#### Exercise aim
Copy out each line of the data holding "Reproduce".

** Start Dataset entries **

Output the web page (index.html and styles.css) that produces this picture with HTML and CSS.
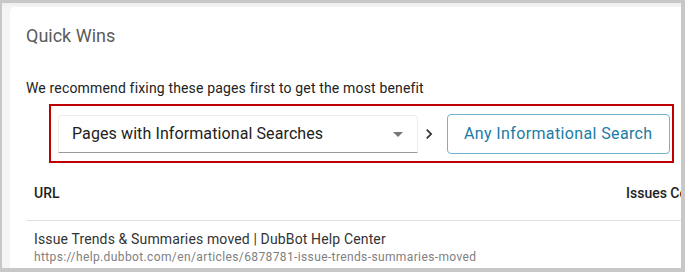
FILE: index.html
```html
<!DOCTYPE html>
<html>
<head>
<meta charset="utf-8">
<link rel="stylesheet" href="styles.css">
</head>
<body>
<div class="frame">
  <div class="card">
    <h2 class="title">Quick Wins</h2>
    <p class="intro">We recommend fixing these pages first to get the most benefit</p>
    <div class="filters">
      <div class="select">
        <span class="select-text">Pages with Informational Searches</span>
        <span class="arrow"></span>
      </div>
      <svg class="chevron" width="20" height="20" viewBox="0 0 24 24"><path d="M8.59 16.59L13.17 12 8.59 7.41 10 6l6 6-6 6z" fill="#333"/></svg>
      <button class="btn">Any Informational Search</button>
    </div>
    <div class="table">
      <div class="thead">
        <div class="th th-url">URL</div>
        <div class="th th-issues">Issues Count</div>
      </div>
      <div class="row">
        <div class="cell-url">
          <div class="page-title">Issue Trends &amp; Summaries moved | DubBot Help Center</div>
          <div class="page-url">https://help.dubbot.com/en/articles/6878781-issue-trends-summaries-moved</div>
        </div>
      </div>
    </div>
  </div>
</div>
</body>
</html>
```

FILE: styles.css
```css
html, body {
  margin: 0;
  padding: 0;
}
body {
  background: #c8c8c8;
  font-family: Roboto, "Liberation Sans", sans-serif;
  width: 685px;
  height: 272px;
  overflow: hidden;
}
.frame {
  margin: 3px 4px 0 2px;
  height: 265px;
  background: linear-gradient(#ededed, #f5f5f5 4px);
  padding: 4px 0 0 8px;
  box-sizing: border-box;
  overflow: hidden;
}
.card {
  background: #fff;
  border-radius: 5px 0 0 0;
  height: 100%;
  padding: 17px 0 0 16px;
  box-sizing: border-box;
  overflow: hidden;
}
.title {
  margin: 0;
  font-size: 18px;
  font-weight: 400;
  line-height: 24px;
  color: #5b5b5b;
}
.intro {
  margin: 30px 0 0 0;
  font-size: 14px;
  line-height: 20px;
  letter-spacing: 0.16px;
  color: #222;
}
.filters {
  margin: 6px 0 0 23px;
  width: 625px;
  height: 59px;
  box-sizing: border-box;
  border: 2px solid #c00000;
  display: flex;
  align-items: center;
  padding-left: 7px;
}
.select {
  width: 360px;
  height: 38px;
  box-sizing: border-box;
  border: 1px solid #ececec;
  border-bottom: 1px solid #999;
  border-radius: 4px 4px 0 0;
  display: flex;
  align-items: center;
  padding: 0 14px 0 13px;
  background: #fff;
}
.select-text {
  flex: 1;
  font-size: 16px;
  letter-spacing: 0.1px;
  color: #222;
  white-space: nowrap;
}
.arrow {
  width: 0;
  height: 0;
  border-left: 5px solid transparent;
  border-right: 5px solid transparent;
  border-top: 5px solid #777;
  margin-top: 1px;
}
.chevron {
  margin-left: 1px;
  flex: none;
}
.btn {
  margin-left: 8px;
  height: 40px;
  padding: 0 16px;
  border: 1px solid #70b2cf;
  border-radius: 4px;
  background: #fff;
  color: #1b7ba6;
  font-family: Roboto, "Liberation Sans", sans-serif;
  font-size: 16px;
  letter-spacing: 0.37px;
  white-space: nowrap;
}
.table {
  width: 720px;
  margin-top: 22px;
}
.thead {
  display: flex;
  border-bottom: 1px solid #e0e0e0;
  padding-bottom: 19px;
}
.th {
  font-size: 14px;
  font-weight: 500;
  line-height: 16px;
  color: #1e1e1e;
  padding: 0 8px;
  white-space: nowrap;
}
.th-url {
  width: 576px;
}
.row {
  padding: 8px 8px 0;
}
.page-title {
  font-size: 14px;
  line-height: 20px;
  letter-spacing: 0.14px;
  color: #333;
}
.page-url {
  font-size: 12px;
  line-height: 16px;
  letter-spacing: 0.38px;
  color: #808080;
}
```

** End Dataset entries **
** Start Dataset entries **

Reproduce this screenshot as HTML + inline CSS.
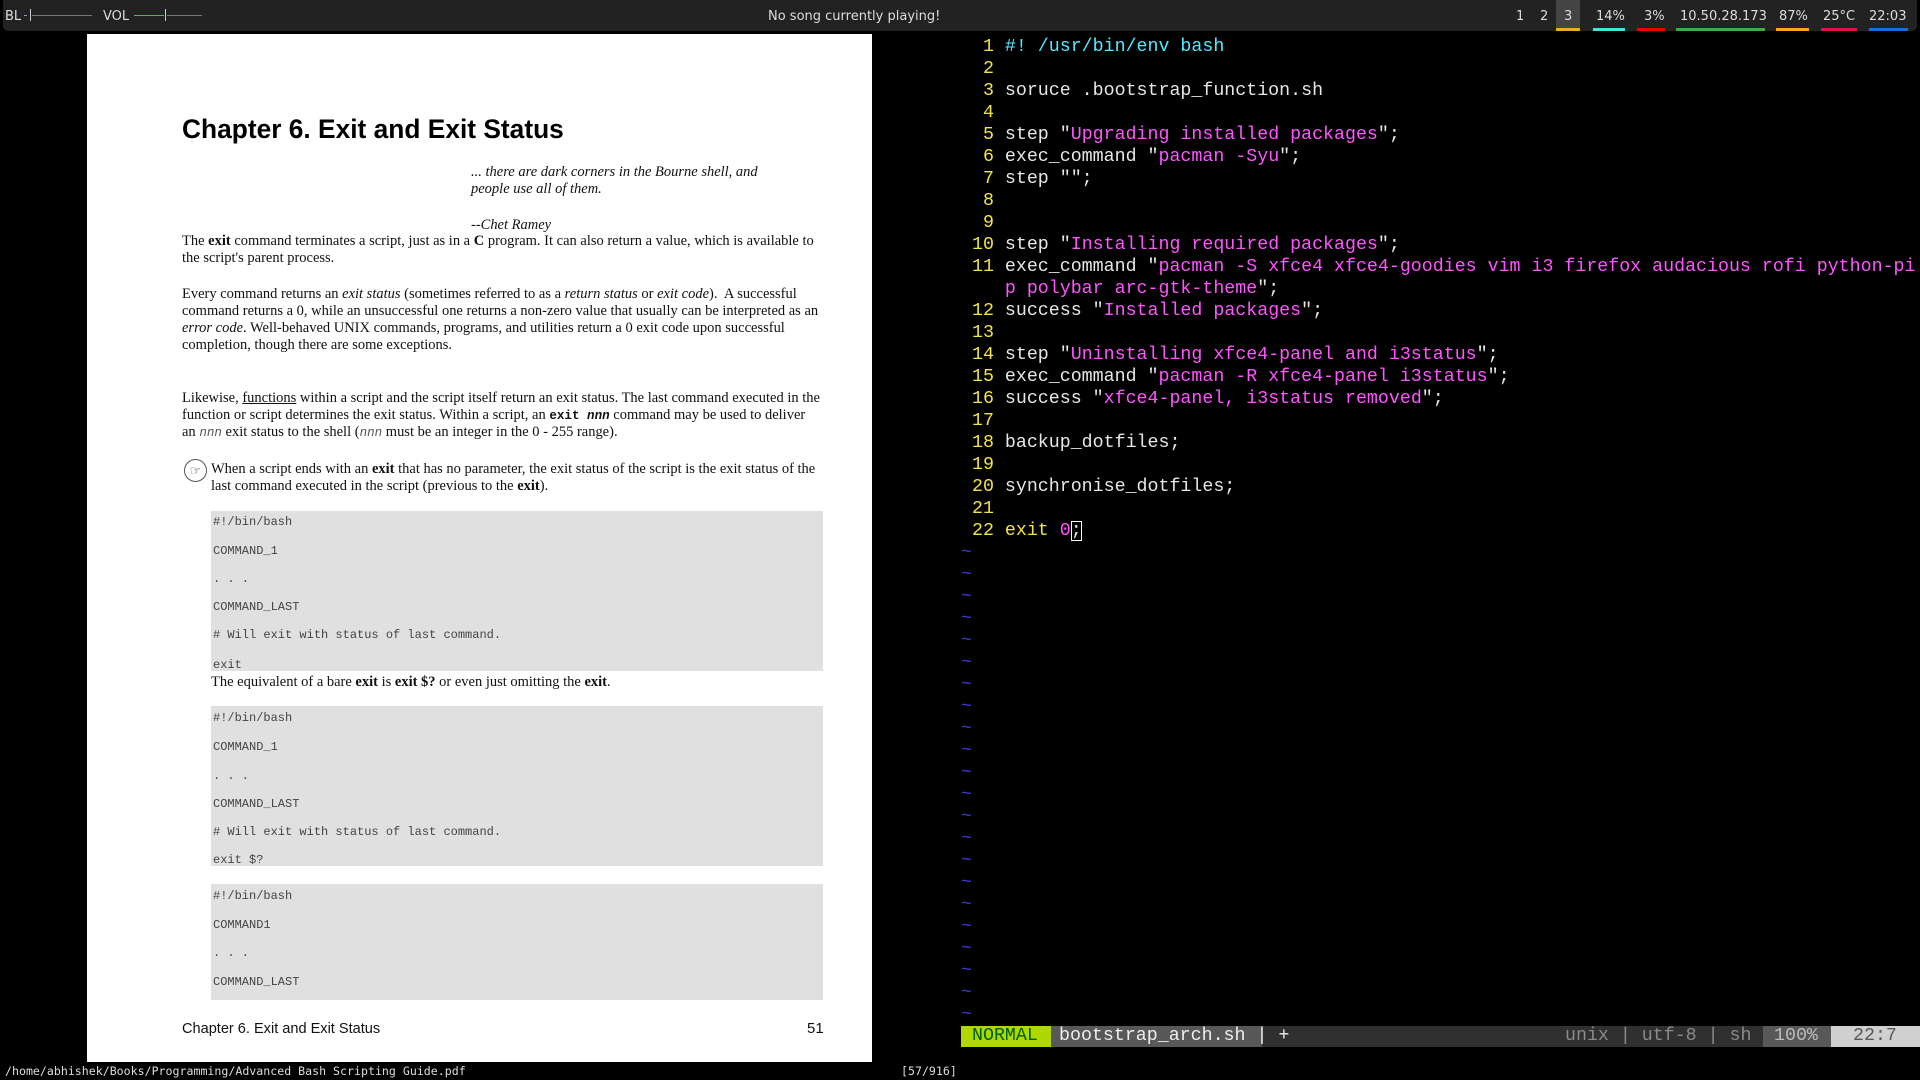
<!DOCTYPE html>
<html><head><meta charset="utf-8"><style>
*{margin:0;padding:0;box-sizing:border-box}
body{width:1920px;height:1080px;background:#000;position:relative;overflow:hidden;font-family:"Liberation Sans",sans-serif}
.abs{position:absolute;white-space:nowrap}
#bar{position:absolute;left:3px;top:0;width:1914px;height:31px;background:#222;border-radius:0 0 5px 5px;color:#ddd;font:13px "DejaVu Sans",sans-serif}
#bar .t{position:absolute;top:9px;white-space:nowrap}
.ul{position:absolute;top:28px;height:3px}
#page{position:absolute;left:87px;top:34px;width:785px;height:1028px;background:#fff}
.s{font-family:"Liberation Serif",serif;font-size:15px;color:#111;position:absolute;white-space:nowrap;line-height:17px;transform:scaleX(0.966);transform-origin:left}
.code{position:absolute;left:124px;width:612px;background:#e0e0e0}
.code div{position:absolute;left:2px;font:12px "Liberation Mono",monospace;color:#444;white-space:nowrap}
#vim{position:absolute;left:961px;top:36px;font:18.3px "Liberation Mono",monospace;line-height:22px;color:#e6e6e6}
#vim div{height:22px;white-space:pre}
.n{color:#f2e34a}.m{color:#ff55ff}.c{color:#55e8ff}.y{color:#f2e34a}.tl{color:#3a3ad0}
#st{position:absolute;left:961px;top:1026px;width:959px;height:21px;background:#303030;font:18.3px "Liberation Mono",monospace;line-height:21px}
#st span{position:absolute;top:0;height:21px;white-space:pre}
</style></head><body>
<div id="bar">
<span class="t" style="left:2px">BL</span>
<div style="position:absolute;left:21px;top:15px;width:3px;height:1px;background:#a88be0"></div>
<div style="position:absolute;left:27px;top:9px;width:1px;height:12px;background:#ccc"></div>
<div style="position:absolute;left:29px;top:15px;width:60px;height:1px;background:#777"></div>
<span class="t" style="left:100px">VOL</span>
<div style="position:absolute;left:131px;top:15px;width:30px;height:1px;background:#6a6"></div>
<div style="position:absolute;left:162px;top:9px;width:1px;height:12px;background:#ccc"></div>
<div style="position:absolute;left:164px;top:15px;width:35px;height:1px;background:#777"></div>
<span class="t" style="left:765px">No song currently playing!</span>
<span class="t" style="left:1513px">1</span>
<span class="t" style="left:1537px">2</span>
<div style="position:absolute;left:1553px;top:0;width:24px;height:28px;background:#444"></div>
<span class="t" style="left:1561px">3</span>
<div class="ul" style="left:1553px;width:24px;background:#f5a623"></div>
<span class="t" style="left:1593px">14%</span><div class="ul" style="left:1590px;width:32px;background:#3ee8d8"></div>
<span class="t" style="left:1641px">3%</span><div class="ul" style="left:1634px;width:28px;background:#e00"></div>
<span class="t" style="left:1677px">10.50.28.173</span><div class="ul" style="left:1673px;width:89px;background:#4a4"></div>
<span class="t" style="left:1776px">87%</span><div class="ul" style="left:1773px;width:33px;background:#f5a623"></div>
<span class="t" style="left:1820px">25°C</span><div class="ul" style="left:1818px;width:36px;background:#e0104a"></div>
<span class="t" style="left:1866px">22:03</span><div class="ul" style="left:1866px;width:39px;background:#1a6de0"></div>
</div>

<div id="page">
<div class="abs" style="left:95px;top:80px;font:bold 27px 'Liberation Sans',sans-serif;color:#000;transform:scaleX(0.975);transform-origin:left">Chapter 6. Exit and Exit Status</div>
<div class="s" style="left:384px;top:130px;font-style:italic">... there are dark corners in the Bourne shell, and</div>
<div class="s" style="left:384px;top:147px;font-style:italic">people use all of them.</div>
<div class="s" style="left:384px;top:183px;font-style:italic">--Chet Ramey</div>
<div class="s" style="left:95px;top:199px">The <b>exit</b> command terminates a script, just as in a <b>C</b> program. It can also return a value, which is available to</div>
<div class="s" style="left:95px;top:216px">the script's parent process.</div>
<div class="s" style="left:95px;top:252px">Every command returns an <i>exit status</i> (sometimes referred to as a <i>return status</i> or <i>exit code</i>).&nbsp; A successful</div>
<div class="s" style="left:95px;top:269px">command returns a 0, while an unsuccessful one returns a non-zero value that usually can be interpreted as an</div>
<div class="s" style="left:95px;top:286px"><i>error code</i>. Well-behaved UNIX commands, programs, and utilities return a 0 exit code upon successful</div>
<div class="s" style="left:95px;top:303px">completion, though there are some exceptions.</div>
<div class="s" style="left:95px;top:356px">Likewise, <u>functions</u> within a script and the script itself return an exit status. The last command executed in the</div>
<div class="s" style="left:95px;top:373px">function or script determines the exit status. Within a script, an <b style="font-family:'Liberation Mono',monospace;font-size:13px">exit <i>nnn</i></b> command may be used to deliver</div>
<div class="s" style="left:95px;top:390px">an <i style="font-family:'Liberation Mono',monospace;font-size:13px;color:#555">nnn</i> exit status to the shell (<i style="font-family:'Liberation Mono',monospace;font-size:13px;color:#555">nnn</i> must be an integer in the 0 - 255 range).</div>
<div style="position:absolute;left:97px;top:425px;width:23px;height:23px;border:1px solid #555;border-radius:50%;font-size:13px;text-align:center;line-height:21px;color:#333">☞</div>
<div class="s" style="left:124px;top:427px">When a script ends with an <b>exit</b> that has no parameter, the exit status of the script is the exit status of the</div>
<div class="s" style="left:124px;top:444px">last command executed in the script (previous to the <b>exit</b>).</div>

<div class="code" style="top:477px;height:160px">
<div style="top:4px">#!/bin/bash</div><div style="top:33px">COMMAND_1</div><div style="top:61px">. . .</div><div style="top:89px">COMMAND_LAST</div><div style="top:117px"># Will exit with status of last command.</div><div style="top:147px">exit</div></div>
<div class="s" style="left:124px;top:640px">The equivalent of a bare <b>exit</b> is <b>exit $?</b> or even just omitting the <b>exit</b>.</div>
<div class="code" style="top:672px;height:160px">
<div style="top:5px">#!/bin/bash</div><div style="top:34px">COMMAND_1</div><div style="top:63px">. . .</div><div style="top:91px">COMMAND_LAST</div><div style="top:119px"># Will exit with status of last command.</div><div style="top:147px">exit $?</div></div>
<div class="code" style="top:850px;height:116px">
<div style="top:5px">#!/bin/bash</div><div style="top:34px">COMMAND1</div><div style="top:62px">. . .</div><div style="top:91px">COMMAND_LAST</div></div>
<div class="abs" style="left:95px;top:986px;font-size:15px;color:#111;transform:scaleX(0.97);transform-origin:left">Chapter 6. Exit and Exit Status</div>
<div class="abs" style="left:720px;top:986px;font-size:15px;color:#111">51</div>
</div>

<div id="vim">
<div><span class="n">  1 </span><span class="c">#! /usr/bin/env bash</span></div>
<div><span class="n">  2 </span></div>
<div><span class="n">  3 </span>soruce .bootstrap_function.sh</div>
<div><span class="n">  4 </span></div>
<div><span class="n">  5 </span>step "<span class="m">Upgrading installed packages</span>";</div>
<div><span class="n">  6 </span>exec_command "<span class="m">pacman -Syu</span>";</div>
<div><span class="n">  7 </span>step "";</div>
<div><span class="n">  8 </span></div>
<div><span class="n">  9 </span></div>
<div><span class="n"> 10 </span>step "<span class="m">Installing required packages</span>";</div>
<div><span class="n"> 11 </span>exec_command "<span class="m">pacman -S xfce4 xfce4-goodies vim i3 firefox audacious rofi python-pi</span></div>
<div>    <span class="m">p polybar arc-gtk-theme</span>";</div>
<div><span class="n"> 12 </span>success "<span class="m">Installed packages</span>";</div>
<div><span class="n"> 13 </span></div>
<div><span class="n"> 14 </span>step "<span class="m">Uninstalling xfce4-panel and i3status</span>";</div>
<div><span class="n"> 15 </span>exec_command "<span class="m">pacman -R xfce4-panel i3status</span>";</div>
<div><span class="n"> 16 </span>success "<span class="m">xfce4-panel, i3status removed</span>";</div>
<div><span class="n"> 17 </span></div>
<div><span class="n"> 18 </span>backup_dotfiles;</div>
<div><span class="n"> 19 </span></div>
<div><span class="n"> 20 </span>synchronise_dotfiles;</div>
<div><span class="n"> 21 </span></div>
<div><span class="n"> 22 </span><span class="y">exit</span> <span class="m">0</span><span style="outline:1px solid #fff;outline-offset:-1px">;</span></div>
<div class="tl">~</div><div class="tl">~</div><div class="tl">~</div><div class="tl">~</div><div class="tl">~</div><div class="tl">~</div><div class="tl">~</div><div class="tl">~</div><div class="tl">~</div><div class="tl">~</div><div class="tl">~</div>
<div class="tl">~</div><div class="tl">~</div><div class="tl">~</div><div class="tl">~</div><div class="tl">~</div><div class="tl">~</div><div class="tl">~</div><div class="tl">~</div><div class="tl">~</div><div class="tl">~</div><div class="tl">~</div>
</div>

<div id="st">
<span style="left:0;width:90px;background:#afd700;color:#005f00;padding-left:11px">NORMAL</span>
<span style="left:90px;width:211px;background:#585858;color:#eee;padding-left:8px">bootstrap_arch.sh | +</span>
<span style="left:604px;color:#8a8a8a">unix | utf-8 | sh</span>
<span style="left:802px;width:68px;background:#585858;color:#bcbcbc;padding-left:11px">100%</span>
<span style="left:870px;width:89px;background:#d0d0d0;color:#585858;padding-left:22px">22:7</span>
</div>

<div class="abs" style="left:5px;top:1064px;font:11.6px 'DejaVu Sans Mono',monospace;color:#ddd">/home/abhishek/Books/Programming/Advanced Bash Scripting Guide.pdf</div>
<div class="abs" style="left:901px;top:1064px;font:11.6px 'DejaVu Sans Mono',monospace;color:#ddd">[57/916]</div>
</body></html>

** End Dataset entries **
** Start Dataset entries **

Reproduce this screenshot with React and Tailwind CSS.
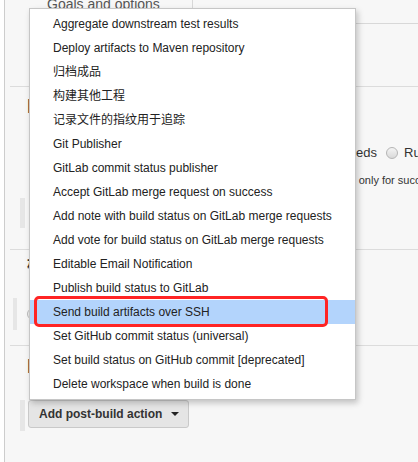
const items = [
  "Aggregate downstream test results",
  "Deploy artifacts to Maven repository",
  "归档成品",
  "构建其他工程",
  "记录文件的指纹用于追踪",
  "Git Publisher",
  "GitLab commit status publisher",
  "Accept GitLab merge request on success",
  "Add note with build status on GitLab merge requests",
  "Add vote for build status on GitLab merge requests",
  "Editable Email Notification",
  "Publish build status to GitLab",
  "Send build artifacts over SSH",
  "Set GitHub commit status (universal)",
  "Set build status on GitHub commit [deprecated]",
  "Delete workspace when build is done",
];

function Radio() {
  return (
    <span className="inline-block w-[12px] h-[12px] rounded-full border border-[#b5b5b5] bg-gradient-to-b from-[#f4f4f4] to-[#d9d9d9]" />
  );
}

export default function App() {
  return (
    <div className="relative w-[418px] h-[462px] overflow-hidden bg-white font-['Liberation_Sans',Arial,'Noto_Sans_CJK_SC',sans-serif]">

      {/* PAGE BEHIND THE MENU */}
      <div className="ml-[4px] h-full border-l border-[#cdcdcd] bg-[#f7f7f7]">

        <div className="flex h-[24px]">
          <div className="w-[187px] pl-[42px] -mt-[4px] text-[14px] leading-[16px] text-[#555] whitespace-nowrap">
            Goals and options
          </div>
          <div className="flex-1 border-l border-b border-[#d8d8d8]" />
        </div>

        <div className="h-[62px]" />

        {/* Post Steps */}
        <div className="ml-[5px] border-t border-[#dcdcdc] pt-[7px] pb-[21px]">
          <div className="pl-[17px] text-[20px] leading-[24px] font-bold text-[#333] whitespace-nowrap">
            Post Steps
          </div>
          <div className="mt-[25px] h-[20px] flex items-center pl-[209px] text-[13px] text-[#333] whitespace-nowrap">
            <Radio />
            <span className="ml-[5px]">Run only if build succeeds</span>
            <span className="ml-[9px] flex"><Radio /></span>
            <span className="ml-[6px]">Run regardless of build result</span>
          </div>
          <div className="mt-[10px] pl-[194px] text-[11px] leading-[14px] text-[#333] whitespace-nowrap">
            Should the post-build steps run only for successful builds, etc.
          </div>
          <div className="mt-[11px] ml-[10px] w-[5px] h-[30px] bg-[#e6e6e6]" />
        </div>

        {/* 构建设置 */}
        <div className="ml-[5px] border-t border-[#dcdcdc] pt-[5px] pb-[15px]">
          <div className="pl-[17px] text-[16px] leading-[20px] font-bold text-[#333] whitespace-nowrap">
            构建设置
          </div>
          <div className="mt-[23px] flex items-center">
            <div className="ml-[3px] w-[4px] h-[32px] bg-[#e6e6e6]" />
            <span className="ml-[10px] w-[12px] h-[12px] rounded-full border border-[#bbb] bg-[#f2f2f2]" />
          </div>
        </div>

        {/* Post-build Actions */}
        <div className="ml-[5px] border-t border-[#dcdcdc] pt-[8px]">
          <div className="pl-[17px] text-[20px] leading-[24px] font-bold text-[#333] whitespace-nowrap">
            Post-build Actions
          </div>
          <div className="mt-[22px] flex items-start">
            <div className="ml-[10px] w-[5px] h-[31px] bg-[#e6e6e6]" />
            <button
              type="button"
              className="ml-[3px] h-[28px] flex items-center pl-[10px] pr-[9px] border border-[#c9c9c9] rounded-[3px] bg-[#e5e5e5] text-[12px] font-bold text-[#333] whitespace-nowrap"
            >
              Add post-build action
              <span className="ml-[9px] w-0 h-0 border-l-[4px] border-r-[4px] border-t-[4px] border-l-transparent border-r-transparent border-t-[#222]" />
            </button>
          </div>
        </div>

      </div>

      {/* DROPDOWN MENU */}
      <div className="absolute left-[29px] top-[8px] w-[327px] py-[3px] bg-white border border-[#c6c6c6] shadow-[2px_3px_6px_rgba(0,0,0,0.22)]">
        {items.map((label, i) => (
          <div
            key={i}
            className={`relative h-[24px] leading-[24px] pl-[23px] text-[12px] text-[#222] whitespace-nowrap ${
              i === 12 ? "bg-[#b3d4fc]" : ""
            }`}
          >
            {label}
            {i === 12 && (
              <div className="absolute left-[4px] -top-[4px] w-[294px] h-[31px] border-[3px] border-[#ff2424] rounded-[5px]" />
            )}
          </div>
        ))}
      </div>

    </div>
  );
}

** End Dataset entries **

#### Worked solution
Reproduce this screenshot as HTML + inline CSS.
Reproduce this screenshot with React and Tailwind CSS.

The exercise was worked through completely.